The most difficult part of these limiting reagent questions is to balance them, first balance the Carbons then Oxygen then hydrogen, in this order until all are balanced, you will have to balance several times:

2 C₆H₁₄ + 19 O₂ ----> 12 CO₂ + 14 H₂O

From mole concept, you have studied that 2 moles of hexane react with 19moles of oxygen to give 14 moles of water.

Calculate the Molar mass to find the number of moles by using the formula (no. of moles=given mass/molar mass)

Hexane = 86 g/mol, Oxygen = 32g/mol

Moles of hexane = 5.17 g/86 g/mol = 0.06 mol

Moles of oxygen = 5.1g/32 g/mol = 0.16 mol

Multiply the stoichiometry to the number of moles to see which one will be limiting. A limiting reagent is a reagent which ends first as the reaction goes on. this stops the reaction.

2 mol of hexane to react with 19 mol of water,

0.06 mol hexane if reacts completely, it will need 19*0.06/2=0.57 mol oxygen will be needed.
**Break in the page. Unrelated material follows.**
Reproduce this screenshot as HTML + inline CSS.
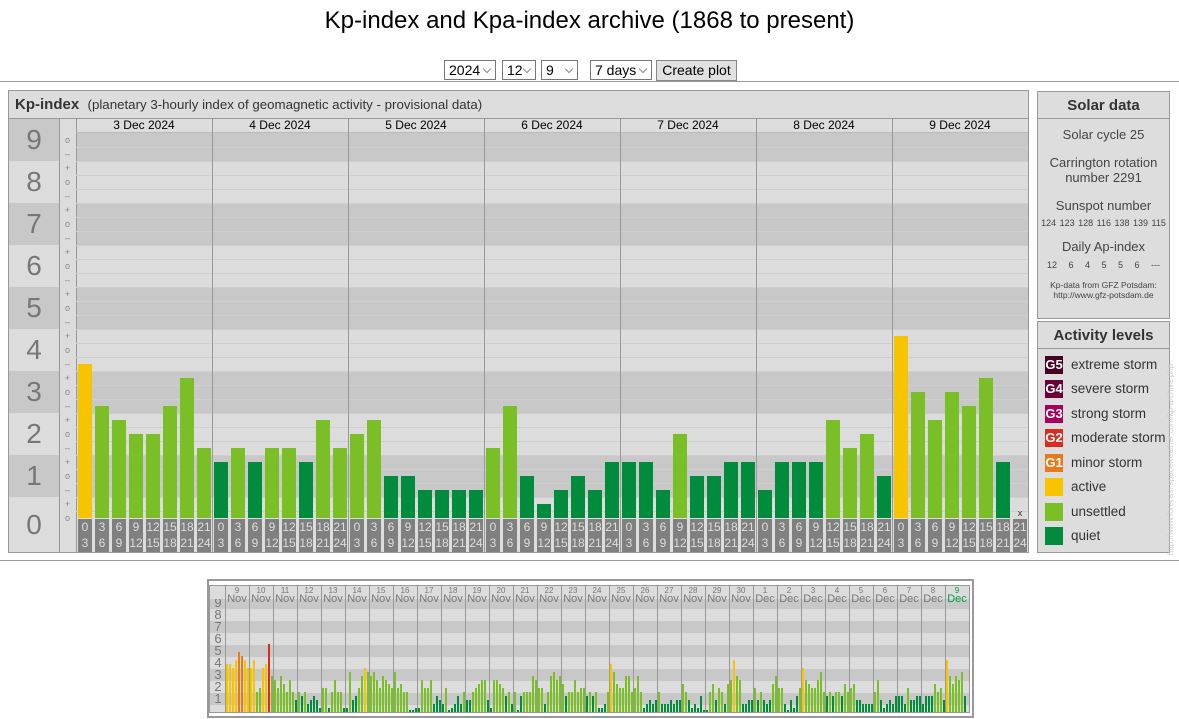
<!DOCTYPE html>
<html><head><meta charset="utf-8">
<style>
*{margin:0;padding:0;box-sizing:border-box}
body{width:1179px;height:719px;background:#fff;font-family:"Liberation Sans",Arial,sans-serif;position:relative;overflow:hidden;color:#000}
.a{position:absolute}
.sel{position:absolute;top:60px;height:20px;border:1px solid #777;background:#fff;font-size:14px;line-height:18px;padding-left:4px}
.sel:after{content:"";position:absolute;right:5px;top:5px;width:5px;height:5px;border-right:1px solid #888;border-bottom:1px solid #888;transform:rotate(45deg)}
.hl{position:absolute;left:0;width:1179px;height:1px;background:#999}
.lg{position:absolute;left:1045px;width:18px;height:18px;color:#fff;font-size:13px;font-weight:bold;text-align:center;line-height:18px}
.lt{position:absolute;left:1071px;font-size:13.5px;color:#333;line-height:18px}
</style></head><body>
<div class="a" style="left:0;top:7px;width:1179px;text-align:center;font-size:24px;">Kp-index and Kpa-index archive (1868 to present)</div>
<div class="sel" style="left:444px;width:52px">2024</div>
<div class="sel" style="left:502px;width:34px">12</div>
<div class="sel" style="left:541px;width:37px">9</div>
<div class="sel" style="left:590px;width:62px">7 days</div>
<div class="a" style="left:656px;top:60px;width:81px;height:21px;border:1px solid #888;background:#e1e1e1;font-size:14px;text-align:center;line-height:19px">Create plot</div>
<div class="hl" style="top:81px"></div>
<div class="hl" style="top:560px"></div>

<div id="main" class="a" style="left:8px;top:90px;width:1021px;height:463px;border:1px solid #999;background:#ddd;overflow:hidden">
<div class="a" style="left:6px;top:5px;font-size:15px;color:#333;white-space:nowrap"><b>Kp-index</b>&nbsp; <span style="font-size:13.3px">(planetary 3-hourly index of geomagnetic activity - provisional data)</span></div>
<div class="a" style="left:0;top:27px;width:1020px;height:1px;background:#999"></div>
</div>

<div class="a" style="left:1037px;top:91px;width:133px;height:228px;border:1px solid #999;background:#ddd;color:#444;text-align:center">
<div style="height:27px;border-bottom:1px solid #999;font-size:15px;font-weight:bold;line-height:27px;color:#333">Solar data</div>
<div style="font-size:13px;margin-top:8px">Solar cycle 25</div>
<div style="font-size:13px;margin-top:13px;line-height:15px">Carrington rotation<br>number 2291</div>
<div style="font-size:13px;margin-top:13px">Sunspot number</div>
<div style="font-size:9px;margin-top:5px;white-space:nowrap;word-spacing:1px">124 123 128 116 138 139 115</div>
<div style="font-size:13px;margin-top:11px">Daily Ap-index</div>
<div style="font-size:9px;margin-top:6px;word-spacing:9px">12 6 4 5 5 6 ---</div>
<div style="font-size:8.5px;margin-top:10px;line-height:10px">Kp-data from GFZ Potsdam:<br>http://www.gfz-potsdam.de</div>
</div>

<div class="a" style="left:1037px;top:321px;width:133px;height:232px;border:1px solid #999;background:#ddd">
<div style="height:27px;border-bottom:1px solid #999;font-size:15px;font-weight:bold;line-height:27px;color:#333;text-align:center">Activity levels</div>
</div>
<div class="lg" style="top:356px;background:#4a0020">G5</div><div class="lt" style="top:356px">extreme storm</div>
<div class="lg" style="top:380px;background:#6b0038">G4</div><div class="lt" style="top:380px">severe storm</div>
<div class="lg" style="top:405px;background:#a8005a">G3</div><div class="lt" style="top:405px">strong storm</div>
<div class="lg" style="top:429px;background:#d92c1e">G2</div><div class="lt" style="top:429px">moderate storm</div>
<div class="lg" style="top:454px;background:#e87a1c">G1</div><div class="lt" style="top:454px">minor storm</div>
<div class="lg" style="top:478px;background:#f8c400"></div><div class="lt" style="top:478px">active</div>
<div class="lg" style="top:503px;background:#7abf26"></div><div class="lt" style="top:503px">unsettled</div>
<div class="lg" style="top:527px;background:#008c3c"></div><div class="lt" style="top:527px">quiet</div>
<div class="a" style="left:1166px;top:555px;transform:rotate(-90deg);transform-origin:0 0;font-size:8px;color:#ccc;white-space:nowrap">http://www.forecast.spaceweather.com/kp-archive.php</div>

<div class="a" style="left:207px;top:579px;width:767px;height:139px;border:2px solid #999;background:#fff"></div>
<div id="mini" class="a" style="left:209px;top:585px;width:761px;height:128px;background:#ddd;overflow:hidden;border:1px solid #999"></div>

<script>
(function(){
var M=document.getElementById('main');
function box(p,x,y,w,h,c,extra){var d=document.createElement('div');d.className='a';d.style.cssText='left:'+x+'px;top:'+y+'px;width:'+w+'px;height:'+h+'px;background:'+c+';'+(extra||'');p.appendChild(d);return d;}
var ox=9,oy=91;
for(var n=0;n<=9;n++){
 var cy=518-42*n, t=cy-21, b=cy+21;
 if(n==9)t=119; if(n==0)b=552;
 var dark=(n%2==1);
 box(M,0,t-oy,50,b-t,dark?'#c8c8c8':'#dcdcdc','font-size:28px;color:#777;text-align:center;line-height:'+(b-t)+'px').textContent=n;
 var pt=Math.max(t,133), pb=Math.min(b,518);
 box(M,76-ox,pt-oy,1020-(76-ox),pb-pt,dark?'#c8c8c8':'#dcdcdc');
}
box(M,50,119-oy,1,552-119,'#999');
box(M,59-ox,119-oy,17,433,'#dcdcdc');
box(M,59-ox,119-oy,1,433,'#999');
box(M,76-ox,119-oy,1,433,'#999');
for(var k=0;k<=27;k++){var y=518-14*k; var s=k%3==0?'o':(k%3==1?'+':'\u2013');
 if(y>135) box(M,59-ox,y-7-oy,17,14,'transparent','font-size:9px;color:#888;text-align:center;line-height:14px').textContent=s;}
for(var k=0;k<27;k++){var y=511-14*k; if(y>133) box(M,76-ox,y-oy,1020-(76-ox),1,'#cfcfcf');}
box(M,76-ox,132-oy,1020-(76-ox),1,'#bbb');
var days=['3 Dec 2024','4 Dec 2024','5 Dec 2024','6 Dec 2024','7 Dec 2024','8 Dec 2024','9 Dec 2024'];
var T=[[11,8,7,6,6,8,10,5],[4,5,4,5,5,4,7,5],[6,7,3,3,2,2,2,2],[5,8,3,1,2,3,2,4],[4,4,2,6,3,3,4,4],[2,4,4,4,7,5,6,3],[13,9,7,9,8,10,4,-1]];
var hr=['0','3','6','9','12','15','18','21','24'];
function col(t){return t<=4?'#008c3c':t<=10?'#7abf26':t<=13?'#f8c400':t<=16?'#e87a1c':'#d92c1e';}
for(var d=0;d<7;d++){var dx=76+136*d;
 box(M,dx-ox,119-oy,136,13,'transparent','font-size:12px;text-align:center;line-height:13px').textContent=days[d];
 if(d>0)box(M,dx-ox,119-oy,1,433,'#999');
 for(var i=0;i<8;i++){var bx=78+136*d+17*i,tv=T[d][i];
  if(tv>=0){var bt=518-14*tv; box(M,bx-ox,bt-oy,14,518-bt,col(tv));}
  else box(M,bx-ox,508-oy,14,10,'transparent','font-size:9px;text-align:center;color:#333;line-height:10px').textContent='x';
  var l=box(M,bx-ox,519-oy,14,33,'#808080','font-size:12px;color:#ddd;text-align:center;line-height:16px');
  l.innerHTML=hr[i]+'<br>'+hr[i+1];
 }}
var N=document.getElementById('mini');var mx=210,my=586;
box(N,0,0,760,128,'#dcdcdc');
for(var n=1;n<=9;n++){var cy=711-12*n;var dark=n%2==1;
 box(N,0,cy-6-my,760,12,dark?'#c8c8c8':'#dcdcdc');
 box(N,0,cy-6-my,16,12,'transparent','font-size:13px;color:#777;text-align:center;line-height:12px').textContent=n;}
box(N,0,0,760,13,'#dcdcdc');
var MT=[[12,12,11,13,15,14,13,11],[11,13,5,6,11,12,17,9],[8,6,9,7,5,8,5,3],[5,4,5,2,3,4,3,1],[6,6,1,5,8,5,5,1],[1,10,3,4,6,9,11,10],[9,10,8,6,9,8,7,6],[10,6,7,5,5,0,0,1],[1,8,6,6,8,2,4,3],[2,6,0,1,2,4,2,5],[3,3,5,6,7,8,8,3],[1,8,8,7,6,4,5,2],[5,0,4,5,5,5,9,8],[6,6,2,5,9,10,8,9],[7,4,5,5,8,5,6,6],[4,5,4,5,1,1,2,5],[12,10,7,6,6,9,9,5],[6,9,5,1,2,3,2,3],[5,2,2,2,3,2,3,3],[7,5,3,1,2,1,4,0],[0,5,7,3,6,5,2,7],[8,13,9,8,2,2,3,3],[6,3,5,3,2,3,7,9],[6,6,2,0,3,1,4,6]].concat(T);
for(var d=0;d<31;d++){var dx=225+24*d;var dn=d<22?(9+d):(d-21);var mo=d<22?'Nov':'Dec';
 var last=d==30;
 var h=box(N,dx-mx,0,24,14,'transparent','text-align:center;color:'+(last?'#00a040':'#777')+';line-height:6px');
 h.innerHTML='<span style="font-size:8px">'+dn+'</span><br><span style="font-size:11px;line-height:10px">'+mo+'</span>';
 box(N,dx-mx,0,1,128,'#999');
 for(var i=0;i<8;i++){var tv=MT[d][i];if(tv<0)continue;var bh=Math.max(tv*4,2);
  box(N,dx+1+3*i-mx,712-bh-my,2,bh,col(tv));}}
})();
</script>
</body></html>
But the oxygen present is only 0.16 mol.

Therefore we can see that oxygen is the limiting reagent.

[If while checking we find that more oxygen is present then we would have considered that hexane is limiting]

Using the unitary method:

19 mol oxygen gives 14 moles steam (water)

therefore 1mol oxygen gives 14/19 =0.74 moles water

0.16 mol oxygen gives 0.74mol* 0.16 mol = 0.12 moles of water.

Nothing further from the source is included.